In 2012 Cecilia Giménez, an 83-year-old widow and amateur painter, attempted to restore Ecce Homo, an almost century-old fresco of Jesus crowned with thorns in her local church in Borja, Spain.
Despite a valiant effort, the tragically failed restoration went viral and Giménez’s attempt was met with mockery and scorn. Images of the botched fresco swirled around Twitter and Facebook, inspiring a slew of parodies now found on the Internet.
But, two years later, the village has reassessed their attitudes and turned their ridicule into gratitude. The viral images and memes gifted the rural town with free publicity—150,000 tourists from all over the world came to see Giménez’s artistic endeavor and visit the sanctuary overlooking Borja.
“Why are people coming to see it if it is such a terrible work of art?” asked Andrew Flack, an opera librettist who traveled to Borja for research on a new production. “It’s a pilgrimage of sorts, driven by the media into a phenomenon. God works in mysterious ways. Your disaster could be my miracle.”
A much-needed bolstering to the sleepy local economy ensued with restaurants opening and local and neighboring museums reporting the highest rates of visitation from the spill-over of tourists.
“The impact of Ecce Homo has been really great for businesses,” said Mr.

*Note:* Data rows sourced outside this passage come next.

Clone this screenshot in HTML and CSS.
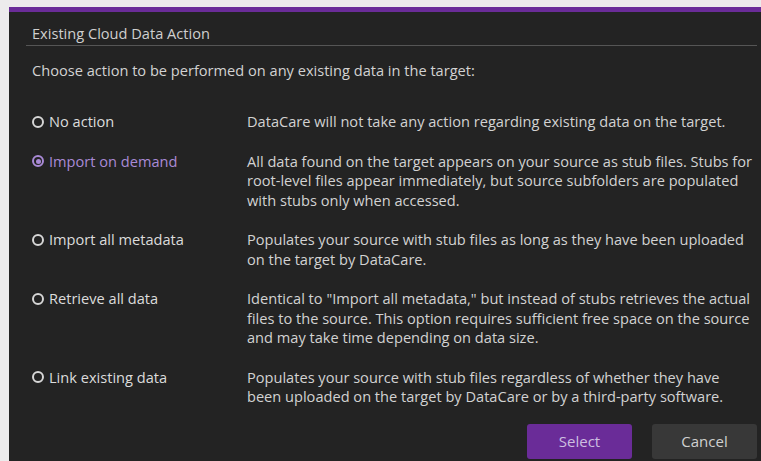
FILE: index.html
```html
<!DOCTYPE html>
<html lang="en">
<head>
<meta charset="utf-8">
<title>Existing Cloud Data Action</title>
<link rel="stylesheet" href="styles.css">
</head>
<body>
<div class="dialog">
  <div class="dialog-header">
    <div class="dialog-title">Existing Cloud Data Action</div>
  </div>
  <div class="dialog-body">
    <p class="intro">Choose action to be performed on any existing data in the target:</p>
    <div class="options">
      <label class="option-label"><span class="radio"></span>No action</label>
      <div class="option-desc">DataCare will not take any action regarding existing data on the target.</div>

      <label class="option-label is-selected"><span class="radio"></span>Import on demand</label>
      <div class="option-desc">All data found on the target appears on your source as stub files. Stubs for root-level files appear immediately, but source subfolders are populated with stubs only when accessed.</div>

      <label class="option-label"><span class="radio"></span>Import all metadata</label>
      <div class="option-desc">Populates your source with stub files as long as they have been uploaded on the target by DataCare.</div>

      <label class="option-label"><span class="radio"></span>Retrieve all data</label>
      <div class="option-desc">Identical to "Import all metadata," but instead of stubs retrieves the actual files to the source. This option requires sufficient free space on the source and may take time depending on data size.</div>

      <label class="option-label"><span class="radio"></span>Link existing data</label>
      <div class="option-desc">Populates your source with stub files regardless of whether they have been uploaded on the target by DataCare or by a third-party software.</div>
    </div>
    <div class="actions">
      <button class="btn btn-primary">Select</button>
      <button class="btn btn-secondary">Cancel</button>
    </div>
  </div>
</div>
</body>
</html>
```

FILE: styles.css
```css
html, body {
  margin: 0;
  padding: 0;
  background: #ecebec;
  height: 100%;
  overflow: hidden;
}

body {
  padding: 7px 0 0 9px;
  box-sizing: border-box;
  font-family: "Open Sans", "Noto Sans", sans-serif;
  font-size: 14.6px;
  line-height: 19.5px;
  color: #d2d2d2;
}

.dialog {
  background: #232323;
  border-top: 5px solid #6a2c98;
  height: 100%;
  box-sizing: border-box;
}

.dialog-header {
  margin: 0 4px 0 17px;
  padding: 12px 0 1px 6px;
  border-bottom: 1px solid #555555;
}

.dialog-title {
  color: #cfcfcf;
}

.dialog-body {
  padding: 0 4px 0 23px;
}

.intro {
  margin: 15px 0 0;
}

.options {
  display: grid;
  grid-template-columns: 215px 1fr;
  row-gap: 20px;
  margin-top: 32px;
}

.option-label {
  display: flex;
  align-items: center;
  height: 19.5px;
  color: #dcdcdc;
}

.option-label.is-selected {
  color: #a98ad6;
}

.radio {
  width: 8px;
  height: 8px;
  border: 2px solid #d6d6d6;
  border-radius: 50%;
  margin: 0 5px 0 0;
  flex: none;
  position: relative;
}

.is-selected .radio {
  border-color: #a98ad6;
}

.is-selected .radio::after {
  content: "";
  position: absolute;
  left: 1.5px;
  top: 1.5px;
  width: 5px;
  height: 5px;
  border-radius: 50%;
  background: #a98ad6;
}

.option-desc {
  color: #d2d2d2;
}

.actions {
  display: flex;
  justify-content: flex-end;
  gap: 20px;
  margin-top: 17px;
}

.btn {
  width: 105px;
  height: 35px;
  border: none;
  border-radius: 3px;
  font-family: inherit;
  font-size: 15px;
  color: #d0d0d0;
}

.btn-primary {
  background: #6a2c98;
  color: #cdbfe0;
}

.btn-secondary {
  background: #383838;
}
```
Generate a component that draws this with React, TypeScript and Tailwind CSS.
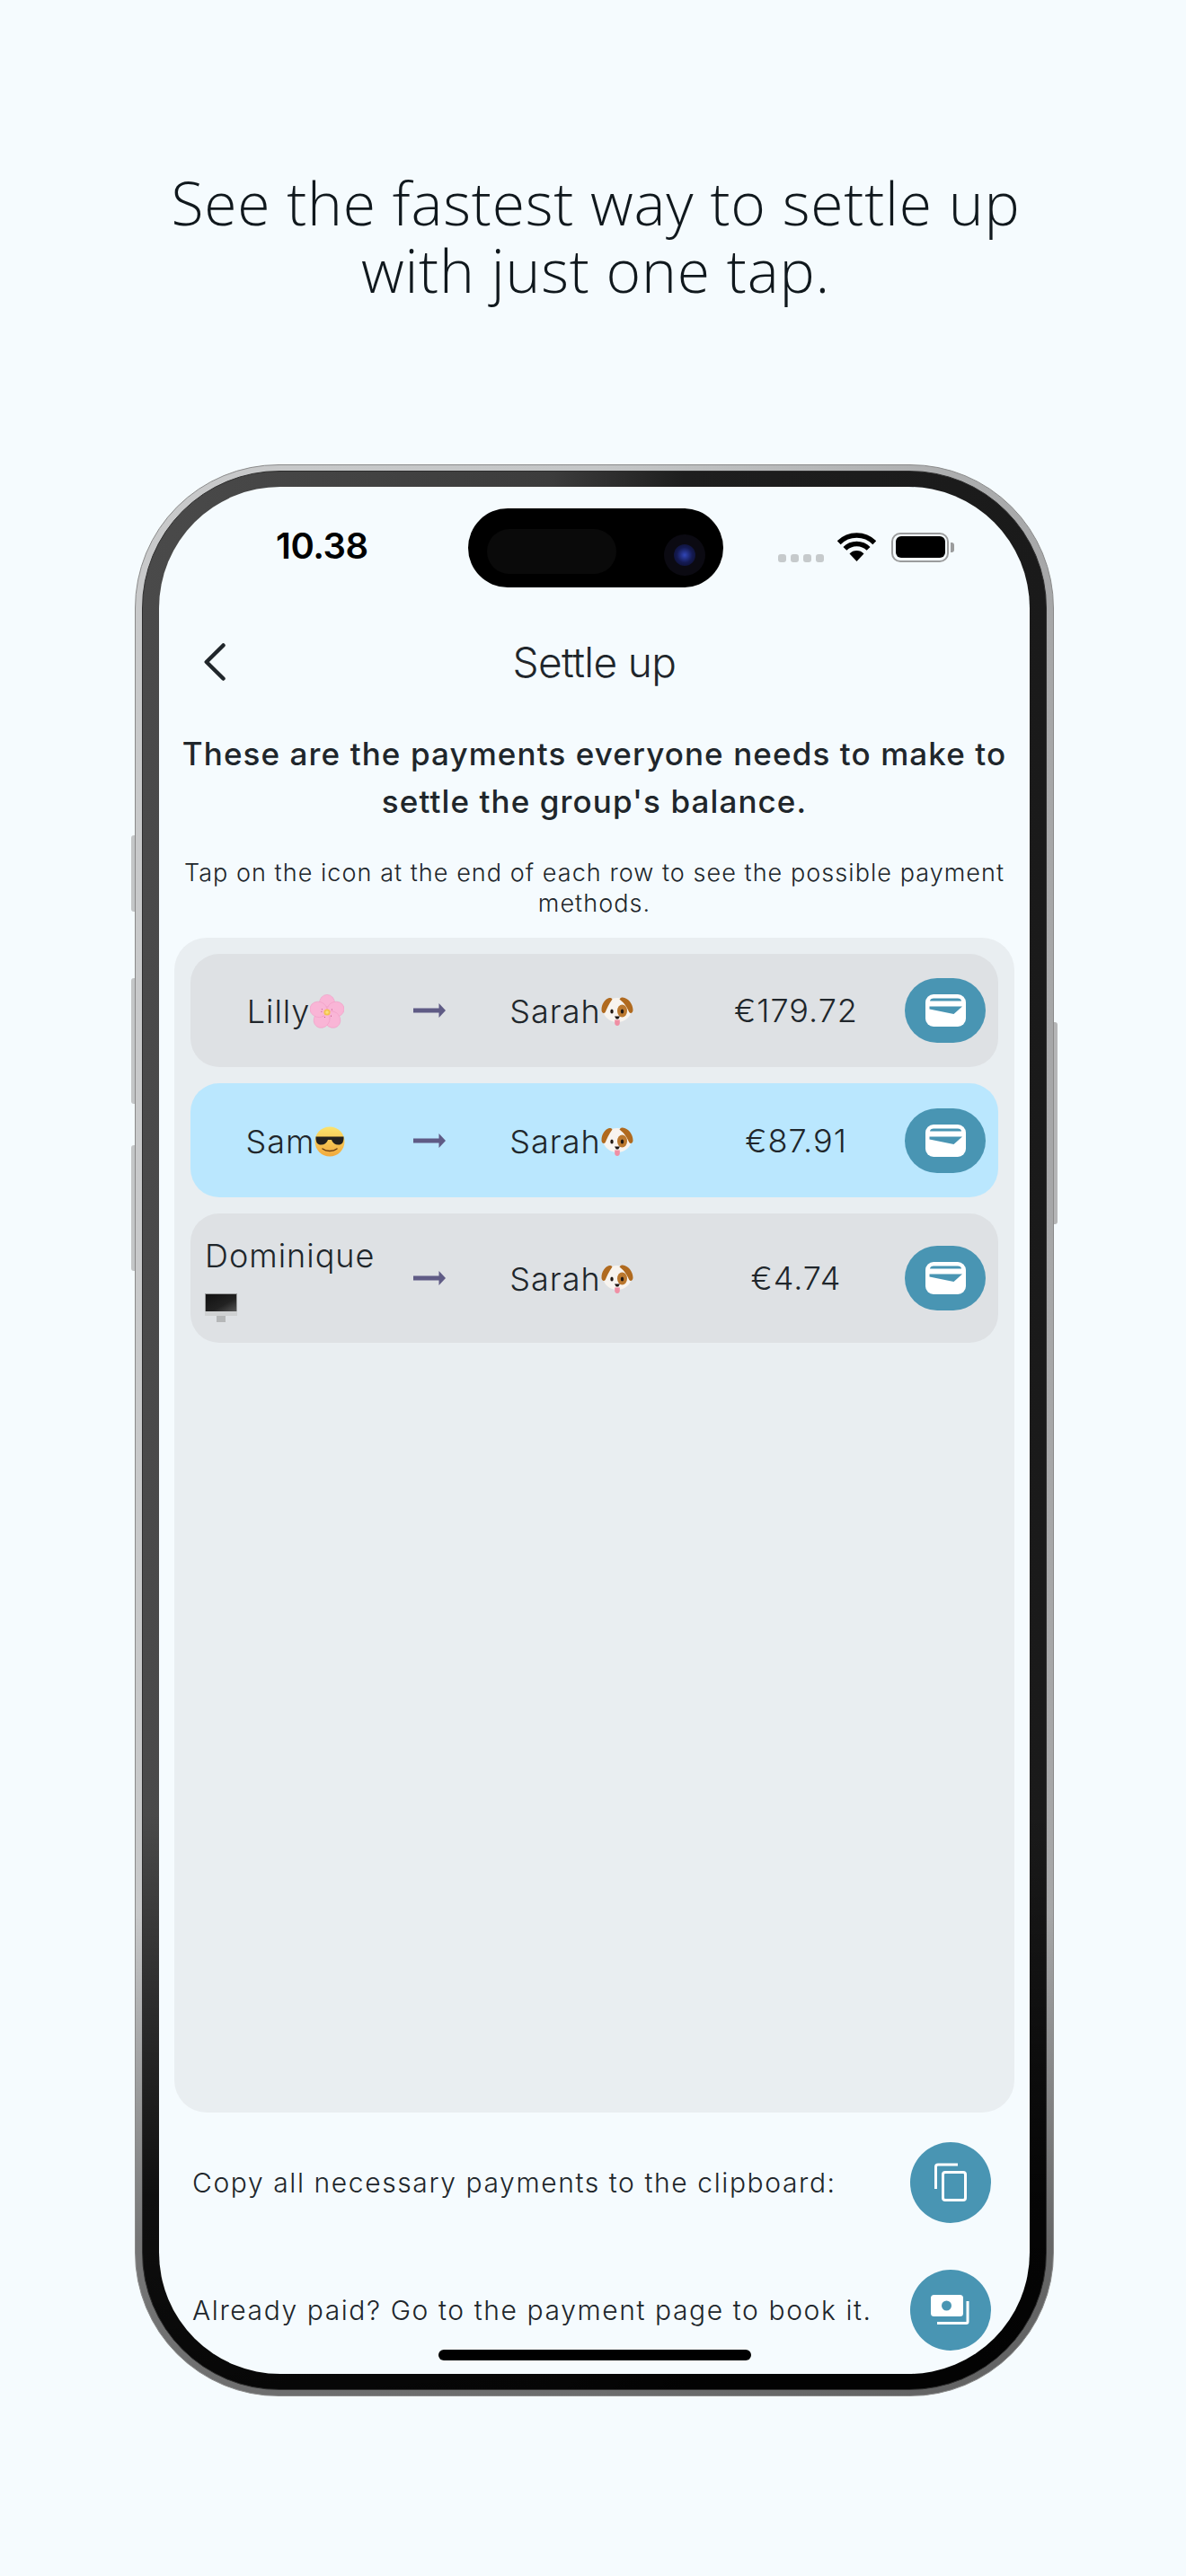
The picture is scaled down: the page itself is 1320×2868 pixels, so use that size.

Baya, a restaurateur who has done well enough to open a second restaurant. “Sadly, everyone heads to look at a painting that, frankly, is ugly.”
However “ugly” the fresco may be, Ecce Homo is stamped on the town’s lottery tickets and nearby vineyards are fighting over the right to use the image on wine labels. It’s even gotten plum positioning in a Spanish film in which thieves attempt to steal it.